What you should do
Select all lines with the string "index" in them, and copy those lines.

Supplied material
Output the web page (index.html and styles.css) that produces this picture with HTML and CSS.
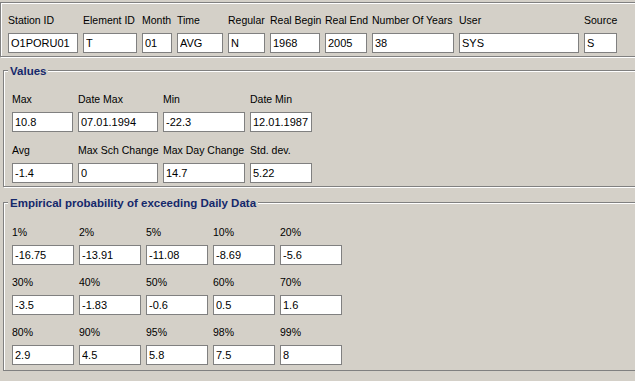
FILE: index.html
```html
<!DOCTYPE html>
<html lang="en">
<head>
    <meta charset="UTF-8">
    <meta name="viewport" content="width=device-width, initial-scale=1.0">
    <title>Station Statistics</title>
    <link rel="stylesheet" href="styles.css">
</head>
<body>
    <div class="header-panel">
        <div class="field"><label>Station ID</label><input type="text" value="O1PORU01" readonly></div>
        <div class="field"><label>Element ID</label><input type="text" value="T" readonly></div>
        <div class="field"><label>Month</label><input type="text" value="01" readonly></div>
        <div class="field"><label>Time</label><input type="text" value="AVG" readonly></div>
        <div class="field"><label>Regular</label><input type="text" value="N" readonly></div>
        <div class="field"><label>Real Begin</label><input type="text" value="1968" readonly></div>
        <div class="field"><label>Real End</label><input type="text" value="2005" readonly></div>
        <div class="field"><label>Number Of Years</label><input type="text" value="38" readonly></div>
        <div class="field"><label>User</label><input type="text" value="SYS" readonly></div>
        <div class="field"><label>Source</label><input type="text" value="S" readonly></div>
    </div>

    <div class="group group-values">
        <h2 class="group-title">Values</h2>
        <div class="values-grid">
            <div class="field"><label>Max</label><input type="text" value="10.8" readonly></div>
            <div class="field"><label>Date Max</label><input type="text" value="07.01.1994" readonly></div>
            <div class="field"><label>Min</label><input type="text" value="-22.3" readonly></div>
            <div class="field"><label>Date Min</label><input type="text" value="12.01.1987" readonly></div>
            <div class="field"><label>Avg</label><input type="text" value="-1.4" readonly></div>
            <div class="field"><label>Max Sch Change</label><input type="text" value="0" readonly></div>
            <div class="field"><label>Max Day Change</label><input type="text" value="14.7" readonly></div>
            <div class="field"><label>Std. dev.</label><input type="text" value="5.22" readonly></div>
        </div>
    </div>

    <div class="group group-empirical">
        <h2 class="group-title">Empirical probability of exceeding Daily Data</h2>
        <div class="prob-grid">
            <div class="field"><label>1%</label><input type="text" value="-16.75" readonly></div>
            <div class="field"><label>2%</label><input type="text" value="-13.91" readonly></div>
            <div class="field"><label>5%</label><input type="text" value="-11.08" readonly></div>
            <div class="field"><label>10%</label><input type="text" value="-8.69" readonly></div>
            <div class="field"><label>20%</label><input type="text" value="-5.6" readonly></div>
            <div class="field"><label>30%</label><input type="text" value="-3.5" readonly></div>
            <div class="field"><label>40%</label><input type="text" value="-1.83" readonly></div>
            <div class="field"><label>50%</label><input type="text" value="-0.6" readonly></div>
            <div class="field"><label>60%</label><input type="text" value="0.5" readonly></div>
            <div class="field"><label>70%</label><input type="text" value="1.6" readonly></div>
            <div class="field"><label>80%</label><input type="text" value="2.9" readonly></div>
            <div class="field"><label>90%</label><input type="text" value="4.5" readonly></div>
            <div class="field"><label>95%</label><input type="text" value="5.8" readonly></div>
            <div class="field"><label>98%</label><input type="text" value="7.5" readonly></div>
            <div class="field"><label>99%</label><input type="text" value="8" readonly></div>
        </div>
    </div>
</body>
</html>
```

FILE: styles.css
```css
* {
    box-sizing: border-box;
    margin: 0;
    padding: 0;
}
body {
    font-family: "Liberation Sans", Arial, sans-serif;
    font-size: 10.5px;
    color: #000;
    background-color: #d4d0c8;
    overflow: hidden;
}
.field {
    display: flex;
    flex-direction: column;
    gap: 6px;
    min-width: 0;
}
.field label {
    line-height: 13px;
    white-space: nowrap;
}
.field input {
    width: 100%;
    height: 20px;
    padding: 0 2px;
    border: 1px solid #808080;
    background-color: #fff;
    font: inherit;
    font-size: 11px;
    color: #000;
    outline: none;
}
.header-panel {
    margin-top: 2px;
    padding: 11px 0 3px 7px;
    border: 1px solid #808080;
    border-right: none;
    box-shadow: inset 1px 1px 0 #fff, 1px 1px 0 #fff;
    display: grid;
    grid-template-columns: 70px 54px 30px 46px 37px 50px 42px 82px 120px 33px;
    column-gap: 5px;
}
.group {
    position: relative;
    margin-left: 3px;
    border: 1px solid #808080;
    border-right: none;
    box-shadow: inset 1px 1px 0 #fff, 1px 1px 0 #fff;
}
.group-title {
    position: absolute;
    top: -6px;
    left: 4px;
    padding: 0 2px;
    background-color: #d4d0c8;
    color: #15286b;
    font-size: 11.5px;
    font-weight: bold;
    line-height: 13px;
    white-space: nowrap;
}
.group-values {
    margin-top: 13px;
    padding: 22px 0 3px 8px;
}
.group-empirical {
    margin-top: 15px;
    padding: 23px 0 5px 8px;
}
.values-grid {
    display: grid;
    grid-template-columns: 61px 80px 82px 62px;
    column-gap: 5px;
    row-gap: 12px;
}
.prob-grid {
    display: grid;
    grid-template-columns: repeat(5, 62px);
    column-gap: 5px;
    row-gap: 11px;
}
```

Solution below
Output the web page (index.html and styles.css) that produces this picture with HTML and CSS.
FILE: index.html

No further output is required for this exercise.